Your goal - Extract only the first line of the listing and every line after it up to and including the one with "type Tone = 'dark' | 'tan';". Omit the pictures.

Recorded data -
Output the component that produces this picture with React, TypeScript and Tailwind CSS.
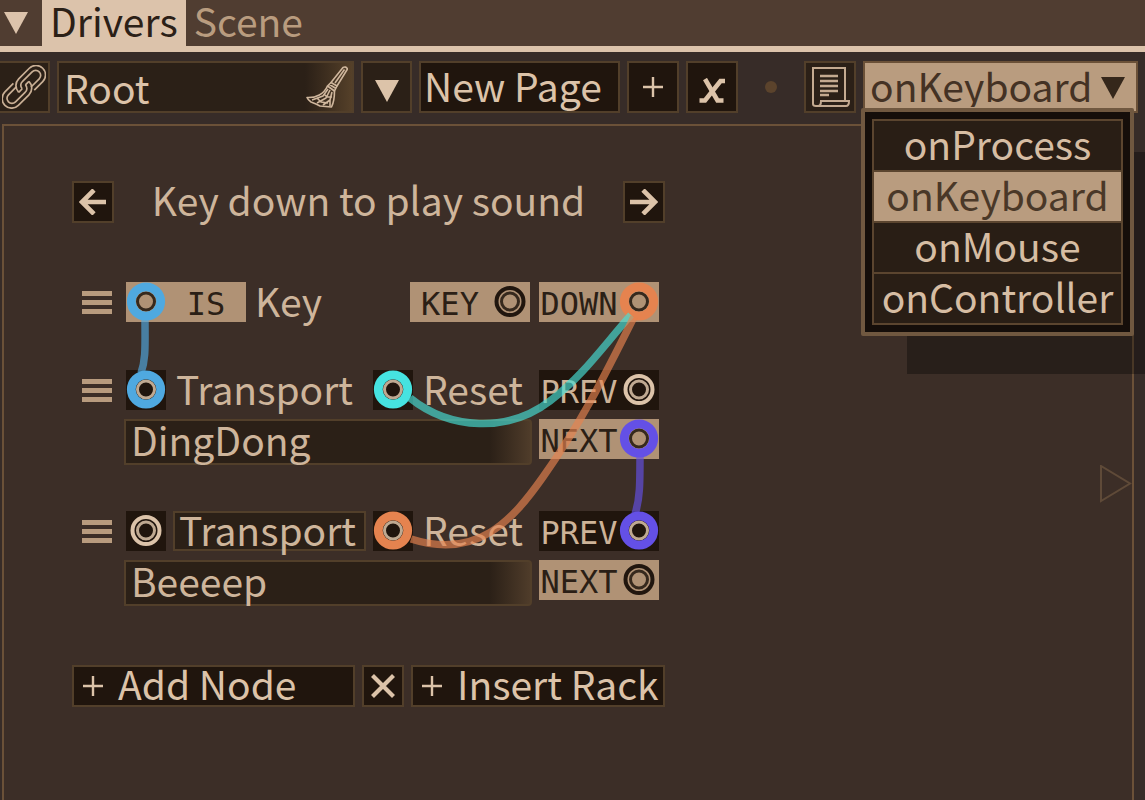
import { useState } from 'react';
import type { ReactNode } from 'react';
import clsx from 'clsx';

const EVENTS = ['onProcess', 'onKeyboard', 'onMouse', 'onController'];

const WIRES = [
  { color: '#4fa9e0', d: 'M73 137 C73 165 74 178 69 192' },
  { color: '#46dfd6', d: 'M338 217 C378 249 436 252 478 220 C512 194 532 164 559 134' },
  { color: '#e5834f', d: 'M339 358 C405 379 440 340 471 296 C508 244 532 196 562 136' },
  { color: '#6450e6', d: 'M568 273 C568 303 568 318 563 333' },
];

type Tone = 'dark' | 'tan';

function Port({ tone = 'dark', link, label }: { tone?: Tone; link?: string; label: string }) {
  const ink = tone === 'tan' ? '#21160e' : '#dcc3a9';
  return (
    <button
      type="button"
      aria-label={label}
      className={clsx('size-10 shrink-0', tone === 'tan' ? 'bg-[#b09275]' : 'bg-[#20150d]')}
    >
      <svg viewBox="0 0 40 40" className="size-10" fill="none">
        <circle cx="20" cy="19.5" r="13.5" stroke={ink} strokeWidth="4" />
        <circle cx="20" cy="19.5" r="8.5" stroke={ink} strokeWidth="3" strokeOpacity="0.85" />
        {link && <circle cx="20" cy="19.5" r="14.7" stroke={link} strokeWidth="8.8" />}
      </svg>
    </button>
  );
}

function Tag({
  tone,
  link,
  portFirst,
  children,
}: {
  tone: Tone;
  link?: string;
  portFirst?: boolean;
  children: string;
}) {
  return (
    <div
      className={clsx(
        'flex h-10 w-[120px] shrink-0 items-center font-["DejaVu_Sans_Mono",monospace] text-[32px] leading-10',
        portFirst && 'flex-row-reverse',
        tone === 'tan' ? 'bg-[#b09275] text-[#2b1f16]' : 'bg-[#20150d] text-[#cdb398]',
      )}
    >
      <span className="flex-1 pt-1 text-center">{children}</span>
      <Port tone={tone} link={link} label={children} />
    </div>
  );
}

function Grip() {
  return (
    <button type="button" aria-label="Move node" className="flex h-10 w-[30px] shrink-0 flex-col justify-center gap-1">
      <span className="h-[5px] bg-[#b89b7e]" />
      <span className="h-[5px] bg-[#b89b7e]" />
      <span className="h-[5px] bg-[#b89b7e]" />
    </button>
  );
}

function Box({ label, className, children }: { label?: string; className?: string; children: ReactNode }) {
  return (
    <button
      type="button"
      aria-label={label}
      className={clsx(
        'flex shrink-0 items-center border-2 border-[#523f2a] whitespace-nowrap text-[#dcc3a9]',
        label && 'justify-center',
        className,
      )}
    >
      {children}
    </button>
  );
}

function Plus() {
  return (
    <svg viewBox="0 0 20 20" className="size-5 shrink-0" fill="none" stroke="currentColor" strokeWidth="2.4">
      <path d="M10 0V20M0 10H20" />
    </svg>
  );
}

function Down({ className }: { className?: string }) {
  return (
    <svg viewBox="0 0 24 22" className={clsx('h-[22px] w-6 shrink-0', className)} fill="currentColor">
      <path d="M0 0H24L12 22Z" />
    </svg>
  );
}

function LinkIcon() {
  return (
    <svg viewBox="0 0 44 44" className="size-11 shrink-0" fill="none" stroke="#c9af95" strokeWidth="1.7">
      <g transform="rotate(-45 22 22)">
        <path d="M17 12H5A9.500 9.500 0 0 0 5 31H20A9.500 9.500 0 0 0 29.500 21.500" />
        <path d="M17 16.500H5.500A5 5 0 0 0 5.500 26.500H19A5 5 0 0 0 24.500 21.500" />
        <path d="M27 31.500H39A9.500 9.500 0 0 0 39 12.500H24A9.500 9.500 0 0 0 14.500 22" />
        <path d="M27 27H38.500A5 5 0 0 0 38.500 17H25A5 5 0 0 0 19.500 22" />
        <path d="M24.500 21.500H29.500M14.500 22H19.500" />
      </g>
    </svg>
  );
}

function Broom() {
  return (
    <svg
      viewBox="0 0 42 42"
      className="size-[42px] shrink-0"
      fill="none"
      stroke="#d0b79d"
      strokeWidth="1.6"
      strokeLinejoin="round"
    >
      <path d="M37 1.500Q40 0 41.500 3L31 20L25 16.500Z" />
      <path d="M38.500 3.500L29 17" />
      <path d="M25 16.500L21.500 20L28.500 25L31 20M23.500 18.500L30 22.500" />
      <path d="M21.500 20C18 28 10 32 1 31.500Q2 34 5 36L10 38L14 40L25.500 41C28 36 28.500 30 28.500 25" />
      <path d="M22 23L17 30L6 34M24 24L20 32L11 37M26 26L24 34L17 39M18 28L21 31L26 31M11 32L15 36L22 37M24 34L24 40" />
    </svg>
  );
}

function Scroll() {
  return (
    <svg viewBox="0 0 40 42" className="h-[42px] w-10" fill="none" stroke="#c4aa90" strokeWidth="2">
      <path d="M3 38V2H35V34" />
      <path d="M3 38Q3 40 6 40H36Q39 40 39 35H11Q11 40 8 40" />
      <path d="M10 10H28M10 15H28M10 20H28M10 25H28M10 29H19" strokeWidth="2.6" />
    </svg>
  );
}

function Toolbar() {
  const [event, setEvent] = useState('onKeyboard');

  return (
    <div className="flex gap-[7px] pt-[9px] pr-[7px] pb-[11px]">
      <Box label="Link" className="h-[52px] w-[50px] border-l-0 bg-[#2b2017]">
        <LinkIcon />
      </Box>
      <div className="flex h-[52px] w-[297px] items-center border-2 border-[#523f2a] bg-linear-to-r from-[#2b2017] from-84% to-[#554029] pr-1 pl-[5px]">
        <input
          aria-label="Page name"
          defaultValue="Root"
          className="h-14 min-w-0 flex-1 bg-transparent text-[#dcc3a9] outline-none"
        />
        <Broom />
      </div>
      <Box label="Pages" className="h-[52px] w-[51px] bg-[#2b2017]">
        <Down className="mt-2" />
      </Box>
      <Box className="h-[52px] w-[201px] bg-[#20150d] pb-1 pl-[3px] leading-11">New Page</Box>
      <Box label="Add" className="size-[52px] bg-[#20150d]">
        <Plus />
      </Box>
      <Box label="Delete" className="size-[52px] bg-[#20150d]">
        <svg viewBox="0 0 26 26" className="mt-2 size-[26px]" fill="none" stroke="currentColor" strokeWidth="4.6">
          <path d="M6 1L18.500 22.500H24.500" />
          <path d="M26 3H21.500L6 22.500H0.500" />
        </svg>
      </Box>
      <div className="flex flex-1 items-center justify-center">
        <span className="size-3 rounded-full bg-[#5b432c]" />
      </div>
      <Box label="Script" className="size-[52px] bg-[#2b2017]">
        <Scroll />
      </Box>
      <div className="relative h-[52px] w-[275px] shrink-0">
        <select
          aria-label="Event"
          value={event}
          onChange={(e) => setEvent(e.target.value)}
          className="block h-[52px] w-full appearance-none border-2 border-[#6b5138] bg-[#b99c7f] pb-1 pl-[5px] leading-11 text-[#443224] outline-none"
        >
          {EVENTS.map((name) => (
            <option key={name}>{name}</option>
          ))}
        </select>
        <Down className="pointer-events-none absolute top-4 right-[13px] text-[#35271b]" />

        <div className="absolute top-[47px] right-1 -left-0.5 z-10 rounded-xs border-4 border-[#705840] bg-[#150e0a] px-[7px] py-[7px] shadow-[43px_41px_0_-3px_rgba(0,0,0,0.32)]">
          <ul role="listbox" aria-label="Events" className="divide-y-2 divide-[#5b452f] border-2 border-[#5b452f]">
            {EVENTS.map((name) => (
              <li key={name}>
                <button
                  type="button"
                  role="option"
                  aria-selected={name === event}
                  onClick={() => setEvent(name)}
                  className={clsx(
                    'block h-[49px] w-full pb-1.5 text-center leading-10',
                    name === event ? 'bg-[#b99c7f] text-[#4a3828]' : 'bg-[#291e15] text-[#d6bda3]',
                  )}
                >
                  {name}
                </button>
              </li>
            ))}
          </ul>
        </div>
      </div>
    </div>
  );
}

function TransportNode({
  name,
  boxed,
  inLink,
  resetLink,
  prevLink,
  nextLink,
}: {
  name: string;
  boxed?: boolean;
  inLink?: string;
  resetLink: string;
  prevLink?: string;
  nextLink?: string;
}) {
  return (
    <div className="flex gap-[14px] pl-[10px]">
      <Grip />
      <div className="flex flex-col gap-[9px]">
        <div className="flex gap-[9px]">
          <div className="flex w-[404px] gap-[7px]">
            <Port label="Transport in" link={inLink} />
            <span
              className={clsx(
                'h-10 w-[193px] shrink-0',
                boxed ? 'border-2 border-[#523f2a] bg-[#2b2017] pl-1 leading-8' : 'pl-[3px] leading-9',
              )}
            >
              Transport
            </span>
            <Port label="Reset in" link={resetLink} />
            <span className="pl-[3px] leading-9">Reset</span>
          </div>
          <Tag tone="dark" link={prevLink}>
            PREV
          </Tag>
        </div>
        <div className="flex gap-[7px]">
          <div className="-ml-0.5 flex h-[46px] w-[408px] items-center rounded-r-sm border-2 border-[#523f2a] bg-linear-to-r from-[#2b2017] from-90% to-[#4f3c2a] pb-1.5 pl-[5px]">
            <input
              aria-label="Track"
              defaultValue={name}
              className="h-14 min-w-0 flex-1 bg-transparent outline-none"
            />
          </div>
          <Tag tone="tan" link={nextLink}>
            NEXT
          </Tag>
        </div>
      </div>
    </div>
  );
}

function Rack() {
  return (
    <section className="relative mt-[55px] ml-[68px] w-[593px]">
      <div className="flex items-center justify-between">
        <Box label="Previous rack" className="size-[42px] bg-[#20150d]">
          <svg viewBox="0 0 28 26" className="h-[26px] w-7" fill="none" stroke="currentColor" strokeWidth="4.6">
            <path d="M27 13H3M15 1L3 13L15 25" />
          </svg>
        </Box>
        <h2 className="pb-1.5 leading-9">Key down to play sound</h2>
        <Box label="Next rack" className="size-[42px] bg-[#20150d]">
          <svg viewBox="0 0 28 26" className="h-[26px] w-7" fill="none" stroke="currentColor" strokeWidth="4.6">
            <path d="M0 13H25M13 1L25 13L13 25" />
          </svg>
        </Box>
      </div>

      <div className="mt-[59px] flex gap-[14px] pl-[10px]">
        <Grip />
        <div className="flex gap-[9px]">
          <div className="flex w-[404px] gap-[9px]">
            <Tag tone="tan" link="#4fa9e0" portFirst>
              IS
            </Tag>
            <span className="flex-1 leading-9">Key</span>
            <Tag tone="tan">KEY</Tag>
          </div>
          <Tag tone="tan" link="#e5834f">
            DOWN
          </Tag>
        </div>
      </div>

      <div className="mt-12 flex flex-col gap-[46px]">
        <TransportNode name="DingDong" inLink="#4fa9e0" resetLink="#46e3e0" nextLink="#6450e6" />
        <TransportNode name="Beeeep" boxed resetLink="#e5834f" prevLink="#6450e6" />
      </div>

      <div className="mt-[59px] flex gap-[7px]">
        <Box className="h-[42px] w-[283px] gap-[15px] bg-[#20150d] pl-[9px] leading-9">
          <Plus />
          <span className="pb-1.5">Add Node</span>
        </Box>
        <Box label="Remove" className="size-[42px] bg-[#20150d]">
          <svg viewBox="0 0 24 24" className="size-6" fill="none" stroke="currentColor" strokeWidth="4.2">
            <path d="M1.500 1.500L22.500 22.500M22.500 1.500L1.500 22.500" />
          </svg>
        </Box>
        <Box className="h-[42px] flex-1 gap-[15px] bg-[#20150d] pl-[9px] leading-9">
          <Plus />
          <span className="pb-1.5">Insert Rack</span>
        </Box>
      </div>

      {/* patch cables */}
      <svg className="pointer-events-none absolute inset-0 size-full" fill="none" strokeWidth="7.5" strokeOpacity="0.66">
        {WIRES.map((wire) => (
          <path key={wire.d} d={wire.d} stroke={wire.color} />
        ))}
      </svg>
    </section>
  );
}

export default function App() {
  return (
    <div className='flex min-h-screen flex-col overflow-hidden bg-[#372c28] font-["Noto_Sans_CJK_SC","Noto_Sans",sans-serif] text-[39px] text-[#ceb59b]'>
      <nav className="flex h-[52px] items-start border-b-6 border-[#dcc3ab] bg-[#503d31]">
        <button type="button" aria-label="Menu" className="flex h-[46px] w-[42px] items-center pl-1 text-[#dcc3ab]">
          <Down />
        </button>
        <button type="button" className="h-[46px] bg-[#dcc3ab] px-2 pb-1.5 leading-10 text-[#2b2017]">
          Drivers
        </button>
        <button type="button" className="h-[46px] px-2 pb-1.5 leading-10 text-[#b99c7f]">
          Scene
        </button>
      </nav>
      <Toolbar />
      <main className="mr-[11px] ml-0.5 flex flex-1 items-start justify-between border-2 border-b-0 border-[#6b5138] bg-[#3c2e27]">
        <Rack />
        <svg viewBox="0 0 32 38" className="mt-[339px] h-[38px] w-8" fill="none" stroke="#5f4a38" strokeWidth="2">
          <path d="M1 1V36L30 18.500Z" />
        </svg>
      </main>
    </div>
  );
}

Result of this exercise -
Output the component that produces this picture with React, TypeScript and Tailwind CSS.
import { useState } from 'react';
import type { ReactNode } from 'react';
import clsx from 'clsx';

const EVENTS = ['onProcess', 'onKeyboard', 'onMouse', 'onController'];

const WIRES = [
  { color: '#4fa9e0', d: 'M73 137 C73 165 74 178 69 192' },
  { color: '#46dfd6', d: 'M338 217 C378 249 436 252 478 220 C512 194 532 164 559 134' },
  { color: '#e5834f', d: 'M339 358 C405 379 440 340 471 296 C508 244 532 196 562 136' },
  { color: '#6450e6', d: 'M568 273 C568 303 568 318 563 333' },
];

type Tone = 'dark' | 'tan';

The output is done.